By Dave Sims, Commodity News Service Canada
Winnipeg, August 3 (CNS Canada) – The ICE Futures Canada canola market finished weaker on Thursday, weighed down by losses in Malaysian palm oil and US soyoil.
The dominant November contract felt technical resistance at the C$500 per tonne mark.
Milder weather in Canada and the US helped alleviate some of the heat-stress on soybeans and canola, which was bearish.
The technical bias is pointed lower.
However, concerns over damage to crops in southern Saskatchewan and southern Alberta continue to underpin prices.
Farmer selling has been slow while global demand for oilseeds remains steady.

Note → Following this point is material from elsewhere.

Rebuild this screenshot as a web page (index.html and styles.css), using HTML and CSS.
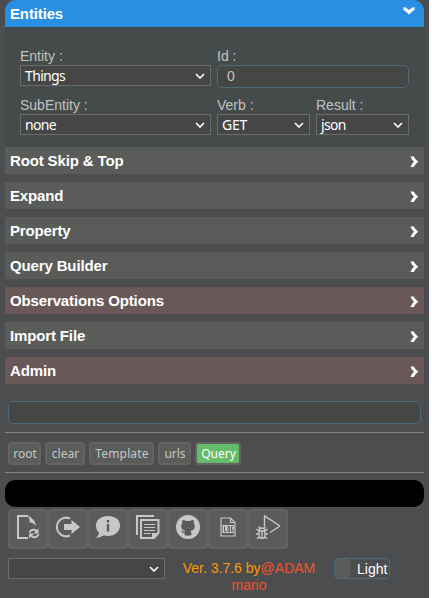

About 9,719 canola contracts traded on Thursday, which compares with Wednesday when 11,007 contracts changed hands. Spreading accounted for 1,328 of the contracts traded.
Milling wheat, durum, and barley were all untraded.
Settlement prices are in Canadian dollars per metric tonne.
Soybeans finished 14 to 17 cents weaker on the Chicago Board of Trade as cooler temperatures and scattered showers relieved the heat stress on soybeans.
As well, yields are looking better now than a few weeks ago which weighed on the market.
Weekly export sales in the US were lower than expected.
Corn ended roughly one cent lower after traders engaged in chart-based trading for most of the day.
US ethanol production for the week was down slightly, which dragged on prices.
However, dryness in the US Corn Belt continued to underpin values.
Wheat was two to three cents weaker as scattered rains in the US northern plains helped alleviate some of the heat blast on the crop.
Weekly export sales in the US were less than half of what most analysts were expecting.
The front-month September contract seems to be feeling some technical resistance at the US$4.60 mark.